Si è spento a 78 anni Franz Beckenbauer, uno, se non “il“, difensore più forte della storia del Calcio. Nella top 3 in questo ruolo, lui trova comodamente posto. Un peggioramento improvviso della sua malattia, il morbo di Parkinson, unito ad un scompenso cardiaco riemerso negli ultimi giorni e dal quale ne era parzialmente uscito dopo due operazioni nel 2019, sono risultati fatali.
BECKENBAUER: IL LASCITO AL CALCIO
Conosciuto come il Kaiser per via della sua leadership dentro e fuori dal campo, dettata da una personalità pungente e carismatica, il tedesco è stato uno dei primi difensori registi, di quelli che tanto vanno di moda oggi. Piedi educatissimi e una visione di gioco a 360 gradi uniti ad una capacità di lettura del gioco senza precedenti hanno fatto di lui uno dei più grandi interpreti del gioco del Calcio.
Se il Bayern Monaco è il club che conosciamo oggi, è merito suo. Se la Germania ha costruito il successo che ha avuto nel corso degli anni, è merito suo. Se nel corso della storia ci sono stati, e ci sono tuttora, difensori capaci di impostare, è merito suo.
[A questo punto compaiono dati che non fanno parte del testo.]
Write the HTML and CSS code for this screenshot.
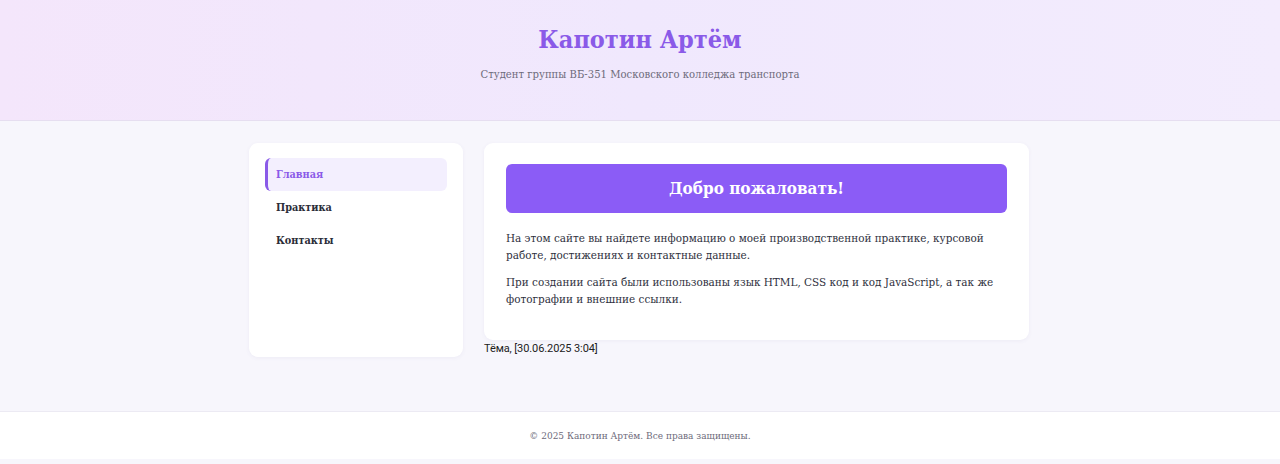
FILE: index.html
```html
<!DOCTYPE html>
<html lang="ru">
<head>
<meta charset="utf-8">
<title>Капотин Артём</title>
<link rel="stylesheet" href="styles.css">
</head>
<body>
<header class="site-header">
  <h1 class="site-title">Капотин Артём</h1>
  <p class="site-subtitle">Студент группы ВБ-351 Московского колледжа транспорта</p>
</header>
<div class="page">
  <div class="layout">
    <nav class="sidebar">
      <a class="nav-item active" href="#">Главная</a>
      <a class="nav-item" href="#">Практика</a>
      <a class="nav-item" href="#">Контакты</a>
    </nav>
    <div class="main-col">
      <section class="card">
        <h2 class="banner">Добро пожаловать!</h2>
        <p class="text">На этом сайте вы найдете информацию о моей производственной практике, курсовой работе, достижениях и контактные данные.</p>
        <p class="text">При создании сайта были использованы язык HTML, CSS код и код JavaScript, а так же фотографии и внешние ссылки.</p>
      </section>
      <div class="note">Тёма, [30.06.2025 3:04]</div>
    </div>
  </div>
</div>
<footer class="site-footer">© 2025 Капотин Артём. Все права защищены.</footer>
</body>
</html>
```

FILE: styles.css
```css
* { box-sizing: border-box; }
html, body { margin: 0; padding: 0; }
body {
  background: #f7f6fc;
  font-family: "DejaVu Serif", serif;
  font-stretch: condensed;
  color: #2d2f3a;
}
.site-header {
  height: 121px;
  background: linear-gradient(90deg, #f4e6fb 0%, #f0e8fd 50%, #f3ecfd 100%);
  border-bottom: 1px solid #e6def0;
  text-align: center;
  padding-top: 24px;
}
.site-title {
  margin: 0;
  font-size: 25px;
  font-weight: bold;
  color: #8a5ae8;
  line-height: 32px;
}
.site-subtitle {
  margin: 12px 0 0;
  font-size: 11.2px;
  color: #6e6b7b;
}
.page {
  height: 290px;
  padding-top: 22px;
}
.layout {
  width: 782px;
  padding-right: 2px;
  margin: 0 auto;
  display: flex;
  align-items: flex-start;
  gap: 21px;
}
.sidebar {
  width: 214px;
  height: 214px;
  flex: none;
  background: #fff;
  border-radius: 9px;
  box-shadow: 0 1px 4px rgba(80, 60, 140, 0.06);
  padding: 15px 16px;
  display: flex;
  flex-direction: column;
}
.nav-item {
  display: block;
  height: 33px;
  line-height: 34px;
  padding-left: 11px;
  font-size: 10.8px;
  font-weight: bold;
  color: #2b2d38;
  text-decoration: none;
  border-radius: 6px;
}
.nav-item.active {
  background: #f3effe;
  color: #8a5ae8;
  border-left: 3px solid #8a5ae8;
  padding-left: 8px;
}
.main-col {
  width: 545px;
  flex: none;
}
.card {
  background: #fff;
  border-radius: 9px;
  box-shadow: 0 1px 4px rgba(80, 60, 140, 0.06);
  padding: 21px 22px 23px;
  height: 197px;
}
.banner {
  margin: 0;
  height: 49px;
  line-height: 49px;
  background: #8b5cf6;
  color: #fff;
  text-align: center;
  font-size: 17px;
  font-weight: bold;
  border-radius: 6px;
}
.text {
  margin: 17px 0 0;
  font-size: 11.6px;
  line-height: 17px;
  color: #2f3140;
}
.text + .text { margin-top: 10px; }
.note {
  margin-top: 2px;
  font-family: Roboto, "Liberation Sans", sans-serif;
  font-stretch: normal;
  font-size: 11px;
  letter-spacing: -0.1px;
  color: #222;
}
.site-footer {
  height: 48px;
  background: #fff;
  border-top: 1px solid #eceaf3;
  text-align: center;
  line-height: 47px;
  font-size: 10px;
  color: #6e6b7b;
}
```
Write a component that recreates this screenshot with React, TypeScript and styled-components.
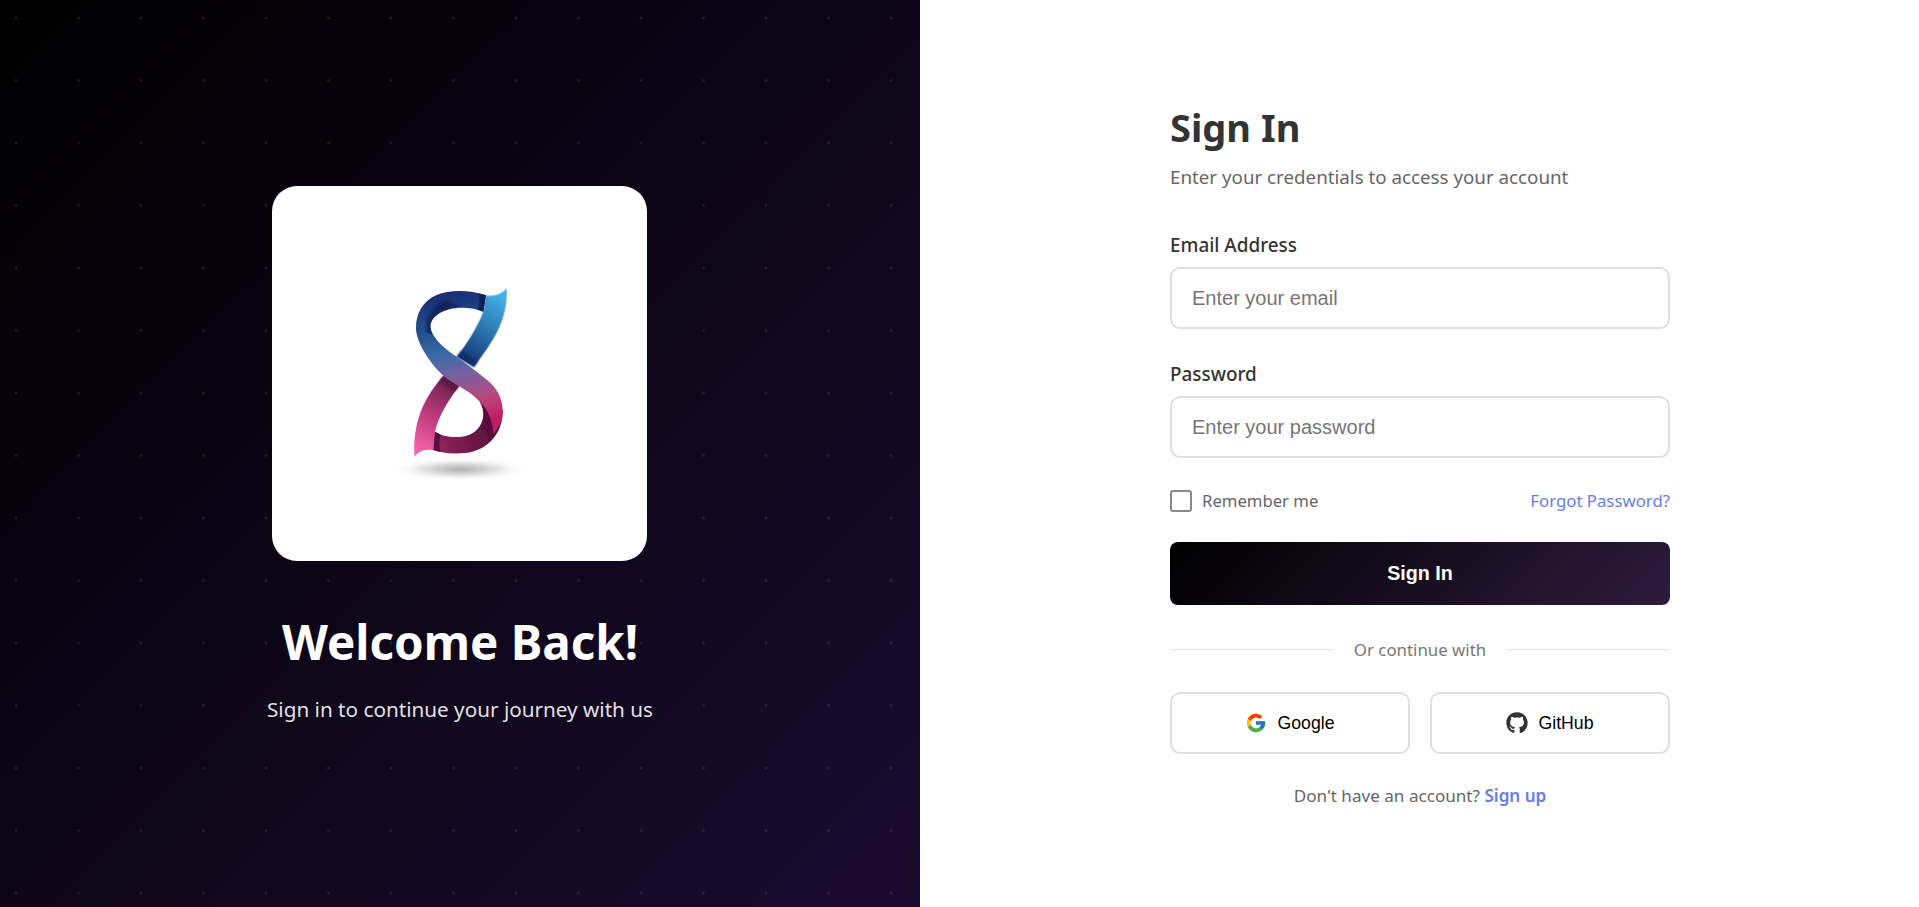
import React from "react";
import styled, { createGlobalStyle } from "styled-components";
import { FcGoogle } from "react-icons/fc";
import { FaGithub } from "react-icons/fa";

const Global = createGlobalStyle`
  * { box-sizing: border-box; }
  html, body { margin: 0; padding: 0; height: 100%; }
  body { font-family: "Noto Sans", "Open Sans", sans-serif; background: #fff; }
`;

const Page = styled.div`
  display: flex;
  width: 100%;
  height: 907px;
  overflow: hidden;
`;

const Brand = styled.section`
  width: 920px;
  flex: none;
  position: relative;
  display: flex;
  flex-direction: column;
  align-items: center;
  justify-content: center;
  background: linear-gradient(135deg, #000 0%, #1a0b2e 100%);
  color: #fff;
  &::before {
    content: "";
    position: absolute;
    inset: 0;
    background-image: radial-gradient(circle at 16px 18px, rgba(255, 255, 255, 0.15) 0, rgba(255, 255, 255, 0.07) 1px, transparent 2px);
    background-size: 62.5px 62.5px;
  }
`;

const BrandInner = styled.div`
  position: relative;
  display: flex;
  flex-direction: column;
  align-items: center;
  padding-top: 2px;
`;

const LogoCard = styled.div`
  width: 375px;
  height: 375px;
  background: #fff;
  border-radius: 25px;
  overflow: hidden;
  margin-bottom: 48px;
  svg { display: block; }
`;

const BrandTitle = styled.h1`
  margin: 0 0 21px;
  font-size: 47.5px;
  line-height: 65px;
  font-weight: 700;
`;

const BrandText = styled.p`
  margin: 0;
  font-size: 20.7px;
  line-height: 29px;
  color: rgba(255, 255, 255, 0.9);
`;

const FormSide = styled.section`
  flex: 1;
  display: flex;
  align-items: center;
  justify-content: center;
  padding: 2px 0 0 1px;
  background: #fff;
`;

const Form = styled.form`
  width: 500px;
  display: flex;
  flex-direction: column;
`;

const Title = styled.h2`
  margin: 0 0 11px;
  font-size: 38px;
  line-height: 52px;
  font-weight: 700;
  color: #333;
`;

const Subtitle = styled.p`
  margin: 0 0 42px;
  font-size: 18.75px;
  line-height: 26px;
  color: #666;
`;

const Fields = styled.div`
  display: flex;
  flex-direction: column;
  gap: 32px;
  margin-bottom: 31px;
`;

const Field = styled.div`
  display: flex;
  flex-direction: column;
`;

const Label = styled.label`
  font-size: 18.9px;
  line-height: 26px;
  font-weight: 500;
  color: #333;
  margin-bottom: 9px;
`;

const Input = styled.input`
  height: 62px;
  padding: 0 20px;
  border: 2px solid #e0e0e0;
  border-radius: 10px;
  font-family: "Liberation Sans", Arial, sans-serif;
  font-size: 20px;
  color: #333;
  background: #fff;
  outline: none;
  &::placeholder { color: #757575; }
`;

const Options = styled.div`
  display: flex;
  align-items: center;
  justify-content: space-between;
  margin-bottom: 30px;
`;

const Remember = styled.label`
  display: flex;
  align-items: center;
  gap: 10px;
  font-size: 16.7px;
  line-height: 23px;
  color: #666;
`;

const Check = styled.input`
  appearance: none;
  width: 22px;
  height: 22px;
  margin: 0;
  border: 2px solid #8a8a8a;
  border-radius: 3px;
  background: #fff;
`;

const Forgot = styled.a`
  font-size: 16.8px;
  line-height: 23px;
  color: #667eea;
`;

const Submit = styled.button`
  height: 63px;
  border: none;
  border-radius: 8px;
  background: linear-gradient(135deg, #000 0%, #2d1b3d 100%);
  color: #fff;
  font-family: "Liberation Sans", Arial, sans-serif;
  font-size: 19.7px;
  font-weight: 700;
`;

const Divider = styled.div`
  display: flex;
  align-items: center;
  gap: 20px;
  margin: 33px 0 31px;
  font-size: 16.85px;
  line-height: 23px;
  color: #777;
  &::before, &::after {
    content: "";
    flex: 1;
    height: 1px;
    background: #e0e0e0;
  }
`;

const Socials = styled.div`
  display: grid;
  grid-template-columns: 1fr 1fr;
  gap: 20px;
  margin-bottom: 30px;
`;

const Social = styled.button`
  height: 62px;
  display: flex;
  align-items: center;
  justify-content: center;
  gap: 10px;
  border: 2px solid #e0e0e0;
  border-radius: 10px;
  background: #fff;
  color: #000;
  font-family: "Liberation Sans", Arial, sans-serif;
  font-size: 17.7px;
  svg { flex: none; }
`;

const Foot = styled.p`
  margin: 0;
  text-align: center;
  font-size: 17.1px;
  line-height: 24px;
  color: #666;
  a { color: #667eea; font-weight: 600; }
`;

const Logo = () => (
  <svg width="375" height="375" viewBox="6 18 1125 1125">
    <defs>
      <linearGradient id="bladeTop" gradientUnits="userSpaceOnUse" x1="700" y1="340" x2="570" y2="550">
        <stop offset="0" stopColor="#45b5ec" />
        <stop offset="0.55" stopColor="#2a6ea9" />
        <stop offset="1" stopColor="#12306f" />
      </linearGradient>
      <linearGradient id="bladeBottom" gradientUnits="userSpaceOnUse" x1="440" y1="820" x2="560" y2="600">
        <stop offset="0" stopColor="#fb66ad" />
        <stop offset="0.5" stopColor="#bb3a78" />
        <stop offset="1" stopColor="#5e1b49" />
      </linearGradient>
      <linearGradient id="ribbon" gradientUnits="userSpaceOnUse" x1="560" y1="340" x2="620" y2="720">
        <stop offset="0" stopColor="#1b2f74" />
        <stop offset="0.28" stopColor="#245290" />
        <stop offset="0.46" stopColor="#3a6ca8" />
        <stop offset="0.62" stopColor="#7460a0" />
        <stop offset="0.82" stopColor="#b84a80" />
        <stop offset="1" stopColor="#c01f62" />
      </linearGradient>
      <linearGradient id="bottomLoop" gradientUnits="userSpaceOnUse" x1="500" y1="800" x2="670" y2="720">
        <stop offset="0" stopColor="#93235c" />
        <stop offset="1" stopColor="#4f0d39" />
      </linearGradient>
      <radialGradient id="floor">
        <stop offset="0" stopColor="#adadad" />
        <stop offset="0.45" stopColor="#cfcfcf" stopOpacity="0.75" />
        <stop offset="1" stopColor="#fff" stopOpacity="0" />
      </radialGradient>
      <filter id="soft" x="-5%" y="-5%" width="110%" height="110%">
        <feGaussianBlur stdDeviation="1.4" />
      </filter>
      <filter id="shade" x="-30%" y="-30%" width="160%" height="160%">
        <feGaussianBlur stdDeviation="5" />
      </filter>
      <clipPath id="topClip">
        <path d="M648 346C600 330 540 328 500 345C456 363 437 405 438 447L490 465C475 440 480 420 505 402C540 378 600 378 640 395Z" />
      </clipPath>
    </defs>
    <ellipse cx="570" cy="868" rx="210" ry="36" fill="url(#floor)" />
    <g filter="url(#soft)">
      <path d="M710 325C694 343 672 349 648 347L640 395C620 445 592 490 560 530L612 561C672 480 714 420 710 325Z" fill="url(#bladeTop)" />
      <path d="M560 530L612 561L624 543L574 512Z" fill="#0e255c" opacity="0.65" filter="url(#shade)" />
      <path d="M433 830C448 811 468 807 490 810L495 755C505 710 535 660 568 618L520 587C465 650 428 720 433 830Z" fill="url(#bladeBottom)" />
      <path d="M520 587L568 618L556 634L508 602Z" fill="#4f1240" opacity="0.7" filter="url(#shade)" />
      <path d="M490 810L495 755C525 775 590 780 620 750C645 725 645 690 628 664L698 690C700 760 650 820 570 820C540 822 512 818 490 810Z" fill="url(#bottomLoop)" />
      <path d="M490 810L495 755L512 764C506 780 508 798 512 816Z" fill="#5a1040" />
      <path d="M648 346C600 330 540 328 500 345C456 363 437 405 438 447C440 490 480 550 520 587C560 618 600 632 628 664C655 690 668 725 670 762C690 740 700 715 698 690C696 650 680 625 655 603C625 578 590 552 560 530C530 510 505 490 490 465C475 440 480 420 505 402C540 378 600 378 640 395Z" fill="url(#ribbon)" />
      <g clipPath="url(#topClip)">
        <path d="M626 335L655 340L645 400L622 390C628 372 630 358 626 335Z" fill="#0f2159" />
        <path d="M530 360C480 378 458 425 474 472L500 480C476 445 482 428 505 402C520 392 535 383 570 378Z" fill="#0c1d52" opacity="0.75" filter="url(#shade)" />
      </g>
    </g>
  </svg>
);

export default function App() {
  return (
    <Page>
      <Global />
      <Brand>
        <BrandInner>
          <LogoCard>
            <Logo />
          </LogoCard>
          <BrandTitle>Welcome Back!</BrandTitle>
          <BrandText>Sign in to continue your journey with us</BrandText>
        </BrandInner>
      </Brand>
      <FormSide>
        <Form>
          <Title>Sign In</Title>
          <Subtitle>Enter your credentials to access your account</Subtitle>
          <Fields>
            <Field>
              <Label>Email Address</Label>
              <Input type="email" placeholder="Enter your email" />
            </Field>
            <Field>
              <Label>Password</Label>
              <Input type="password" placeholder="Enter your password" />
            </Field>
          </Fields>
          <Options>
            <Remember>
              <Check type="checkbox" />
              Remember me
            </Remember>
            <Forgot>Forgot Password?</Forgot>
          </Options>
          <Submit type="button">Sign In</Submit>
          <Divider>Or continue with</Divider>
          <Socials>
            <Social type="button">
              <FcGoogle size={22} />
              Google
            </Social>
            <Social type="button">
              <FaGithub size={22} color="#333" />
              GitHub
            </Social>
          </Socials>
          <Foot>
            Don't have an account? <a>Sign up</a>
          </Foot>
        </Form>
      </FormSide>
    </Page>
  );
}
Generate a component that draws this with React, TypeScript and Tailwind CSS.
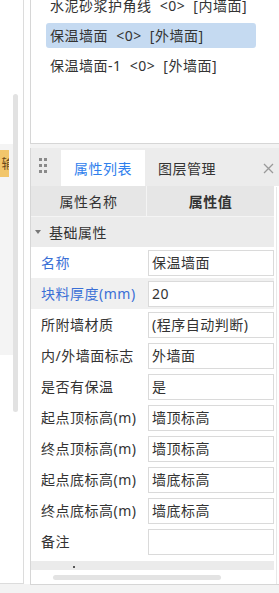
import React from "react";

const font = { fontFamily: '"Noto Sans", "Noto Sans CJK SC", sans-serif' };

const rows: { name: string; value: string; blue?: boolean; hl?: boolean }[] = [
  { name: "名称", value: "保温墙面", blue: true },
  { name: "块料厚度(mm)", value: "20", blue: true, hl: true },
  { name: "所附墙材质", value: "(程序自动判断)" },
  { name: "内/外墙面标志", value: "外墙面" },
  { name: "是否有保温", value: "是" },
  { name: "起点顶标高(m)", value: "墙顶标高" },
  { name: "终点顶标高(m)", value: "墙顶标高" },
  { name: "起点底标高(m)", value: "墙底标高" },
  { name: "终点底标高(m)", value: "墙底标高" },
  { name: "备注", value: "" },
];

function Grip() {
  return (
    <svg width="8" height="18" viewBox="0 0 8 18" className="block">
      {[0, 1, 2].map((r) =>
        [0, 1].map((c) => (
          <rect key={`${r}-${c}`} x={c * 5} y={r * 6} width="3" height="3" fill="#8a8a8a" />
        ))
      )}
    </svg>
  );
}

export default function App() {
  return (
    <div
      className="w-[279px] h-[593px] bg-[#f3f3f3] flex overflow-hidden text-[#333] tracking-[0.5px]"
      style={font}
    >
      {/* left strip */}
      <div className="w-[24px] h-[584px] bg-white border-r border-b border-[#dcdcdc] flex shrink-0">
        <div className="w-[13px] flex flex-col">
          <div className="h-[144px]" />
          <div className="h-[211px] bg-[#f4f4f4] pt-[6px]">
            <div className="w-[9px] h-[27px] bg-[#f2c66b] overflow-hidden flex items-center justify-end text-[13px] leading-none text-[#6b4a1a]">
              <span className="-mr-[6px]">输</span>
            </div>
          </div>
        </div>
        <div className="w-[10px] flex flex-col">
          <div className="h-[94px]" />
          <div className="w-[5px] h-[318px] rounded-full bg-[#e2e2e2]" />
        </div>
      </div>
      <div className="w-[6px] h-[584px] bg-white shrink-0" />
      {/* right area */}
      <div className="flex-1 flex flex-col">
        {/* list panel */}
        <div className="h-[144px] bg-white border-l border-b border-[#d6d6d6] overflow-hidden">
          <div className="-mt-[7px] pl-[15px] flex flex-col gap-[5px] text-[14px] leading-[25px] [word-spacing:4px]">
            <div className="h-[25px] w-[210px] pl-[4px] whitespace-nowrap">水泥砂浆护角线 &lt;0&gt; [内墙面]</div>
            <div className="h-[25px] w-[210px] pl-[4px] whitespace-nowrap bg-[#c5daf1] rounded-[3px]">保温墙面 &lt;0&gt; [外墙面]</div>
            <div className="h-[25px] w-[210px] pl-[4px] whitespace-nowrap">保温墙面-1 &lt;0&gt; [外墙面]</div>
          </div>
        </div>
        <div className="h-[4px]" />
        {/* property panel */}
        <div className="h-[437px] bg-white border-l border-b border-[#d6d6d6] flex flex-col">
          {/* tabs */}
          <div className="h-[38px] bg-[#ececec] flex items-end relative">
            <div className="w-[30px] h-full flex items-center pl-[8px]">
              <Grip />
            </div>
            <div className="w-[84px] h-[36px] bg-white flex items-center justify-center text-[14px] text-[#2f80ed]">
              属性列表
            </div>
            <div className="w-[84px] h-[36px] flex items-center justify-center text-[14px] text-[#333]">
              图层管理
            </div>
            <div className="flex-1" />
            <div className="w-[16px] h-[36px] flex items-center justify-start text-[#9a9a9a]">
              <svg width="11" height="11" viewBox="0 0 11 11">
                <path d="M1 1 L10 10 M10 1 L1 10" stroke="#9a9a9a" strokeWidth="1.3" />
              </svg>
            </div>
          </div>
          {/* table */}
          <div className="flex flex-1">
            <div className="w-[243px] flex flex-col">
              <div className="h-[31px] bg-[#e6e6e6] flex text-[14px] border-b border-[#f4f4f4]">
                <div className="w-[116px] border-r border-[#f4f4f4] flex items-center justify-center">属性名称</div>
                <div className="flex-1 flex items-center justify-center font-bold">属性值</div>
              </div>
              <div className="h-[30px] bg-[#ebebeb] flex items-center text-[14px]">
                <svg width="6" height="4" viewBox="0 0 6 4" className="ml-[4px] mr-[8px]">
                  <path d="M0 0 L6 0 L3 4 Z" fill="#777" />
                </svg>
                基础属性
              </div>
              {rows.map((r) => (
                <div key={r.name} className="h-[31px] flex text-[14px]">
                  <div
                    className={`w-[117px] flex items-center pl-[10px] whitespace-nowrap ${
                      r.hl ? "bg-[#f0f0f0]" : ""
                    } ${r.blue ? "text-[#3a6fd6]" : "text-[#333]"}`}
                  >
                    {r.name}
                  </div>
                  <div className={`flex-1 flex items-center ${r.hl ? "bg-[#f0f0f0]" : ""}`}>
                    <div className="w-full h-[26px] bg-white border border-[#dadada] flex items-center pl-[3px] whitespace-nowrap overflow-hidden">
                      {r.value}
                    </div>
                  </div>
                </div>
              ))}
              <div className="h-[4px]" />
              <div className="h-[9px] bg-[#ebebeb] relative">
                <div className="absolute left-[42px] top-[5px] w-[2px] h-[2px] bg-[#555]" />
              </div>
              <div className="h-[5px]" />
              <div className="ml-[22px] w-[168px] h-[5px] rounded-full bg-[#e3e3e3]" />
            </div>
            <div className="flex-1 flex">
              <div className="w-[2px]" />
              <div className="w-px bg-[#e8e8e8] mt-[1px]" />
            </div>
          </div>
        </div>
      </div>
    </div>
  );
}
Due Palloni d’oro vinti nel 1972 e 1976, quarto posto dei migliori calciatori del XX secolo secondo la rivista World Soccer e terzo nella graduatoria stilata dall’IFFHS, la più importante federazione di storia e statistica specializzata nel Calcio.
BECKENBAUER E LA RIVALITA’ CON CRUIJFF
Oltre vent’anni di carriera segnati da tantissimi successi di squadra, come 5 Bundesliga, 3 Coppa di Campioni, un Europeo e due Mondiali, uno da calciatore e uno da allenatore, come solo Zagallo e Deschamps sono riusciti a fare. Il Mondiale giocato in casa del 1974 è stato l’apice della sua carriera, con il trionfo in finale per 2-1 contro l’Olanda di Johan Cruijff, quest’ultima considerata come la formazione che ha cambiato la storia del Calcio. La rivalità tra l’eclettico numero 14 olandese e il Kaiser tedesco ha segnato dieci anni di storia, fatta di grande stima e affetto reciproco. Non a caso, quando Johan scomparve nel marzo del 2016, un Beckenbauer commosso commentò:
“Lui non è stato solo un grande amico, ma un fratello”
LA GRANDEZZA IN UN ISTANTE
Se dovessimo spiegare la grandezza di Beckenbauer in un’immagine, catturare l’essenza di quello che ha dato al Calcio in un istante, non possiamo che scegliere l’iconica foto del Kaiser in campo con un braccio fasciato durante la semifinale dei Mondiali di Messico 70, giocata e persa contro l’Italia dopo i supplementari per 4-3. Quei 120 minuti giocati il 17 giugno allo stadio Atzeca sono rimasti impressi nella storia come la “Partita del secolo”, e la copertina di quel match è sua, anche se in finale ci andarono gli italiani. Nonostante una spalla lussata, il capitano, direttore d’orchestra e simbolo di un’intera nazione, è rimasto in campo con un’inevitabile fasciatura per più di mezzora per non lasciare i compagni in dieci. Il livello della sua prestazione non calò di una virgola, anche con un braccio in meno. L’essenza del calcio in una foto: classe, eleganza, intelligenza, carisma e leadership, tutti elementi che emergono chiaramente in una manciata di pixel.
IL KAISER ALL’INTER
Una leggenda del Calcio che non abbiamo potuto ammirare in Serie A per questioni burocratiche, quando nel 1966, dopo l’incredibile uscita dal Mondiale inglese degli Azzurri per mano della Corea del Nord, i vertici dirigenziali decisero di chiudere le frontiere agli stranieri per esaltare il vivaio nostrano. Una scelta che fu premiata anni dopo, ma che ci impedì di godere di campioni nel nostro campionato, proprio come Beckenbauer che proprio nel 1966 aveva un accordo con l’Inter, reduce da due vittorie consecutive nella Coppa dei Campioni. Un matrimonio tra i nerazzurri e i calciatori tedeschi che comunque si consumò vent’anni più tardi, quando i vari Brehme, Matthaus e Kilnsmann che visero tanto con l’Inter e con la nazionale, in particolare il Mondiale di Italia ’90. Indovinate chi allenava quella Germania? Franz Beckenbauer.